The literature on EU enlargement (Schimmelfennig, Sedelmeier, 2002:504) has focused primarily on three dimensions, namely: (1) applicants’ enlargement politics; (2) member state enlargement politics; and (3) EU enlargement politics. During time, a further dimension started to receive attention, the impact of enlargement.
Each year the Commission adopts its “Enlargement package” - a set of documents explaining its policy on EU enlargement and reporting on progress achieved in each country. In its enlargement strategy Communication (COM (2012) 600 final) in 2012 the Commission introduced a new approach to rule of law. In its 2013 Communication (COM (2013) 700 final) the Commission set out a framework for strengthening economic governance. In 2014 (COM (2014) 700 final), the Commission sets out new ideas to support public administration reform in the enlargement countries.

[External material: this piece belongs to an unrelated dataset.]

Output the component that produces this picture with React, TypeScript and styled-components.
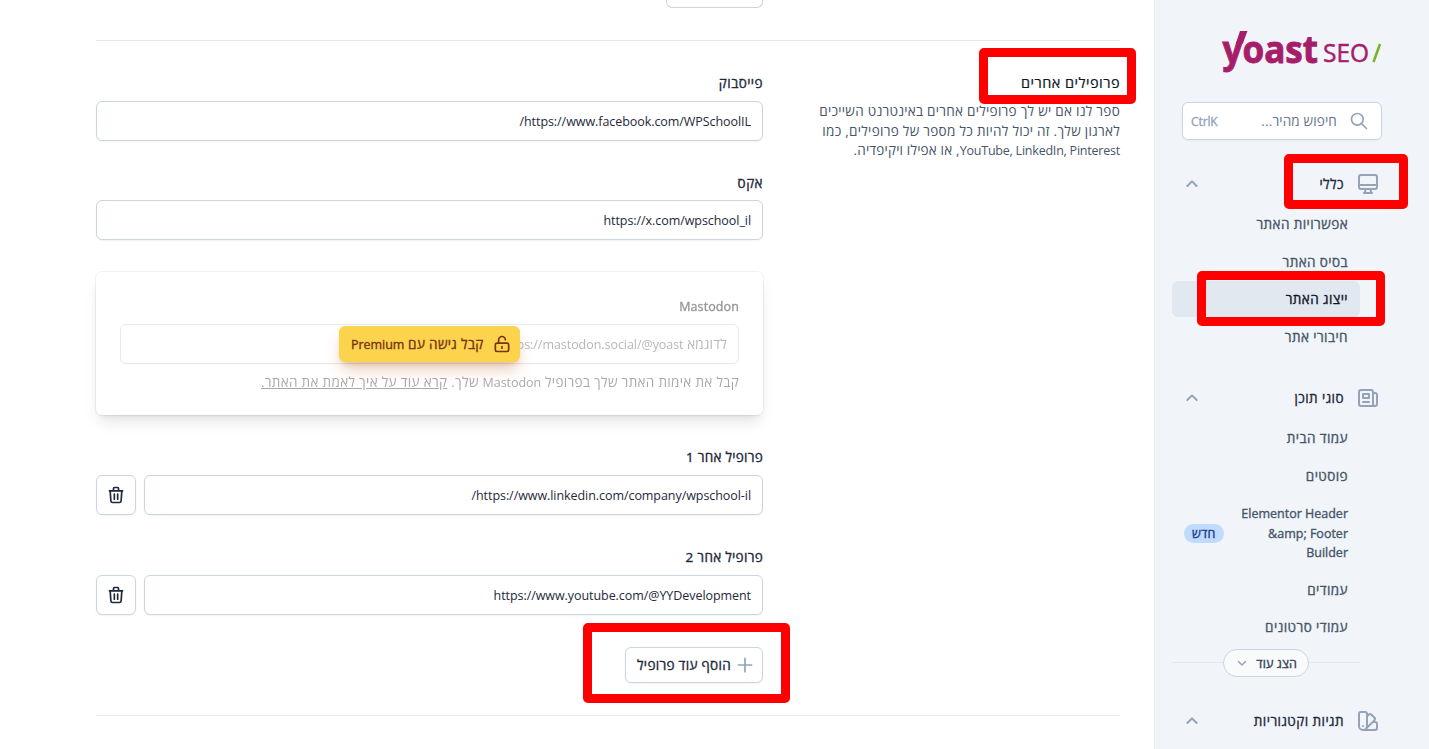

Understanding enlargement links to European integration and Europeanization processes, and, also to multilevel governance. So few definitions of these processes are needed here. According to Ladrech (1994:69) (one of the most quoted sources) “Europeanization is a process reorienting the direction and form of the national politic order so that the economic and political dynamics of the Community becomes a component of the organisational logic of the national politics and policy-making”. Europeanization has been interpreted as a globalization process in the European realm, representing a state which is contiguous to the European integration, encompassing, among others, its impact upon the national administrations (Matei, 2004:29-43).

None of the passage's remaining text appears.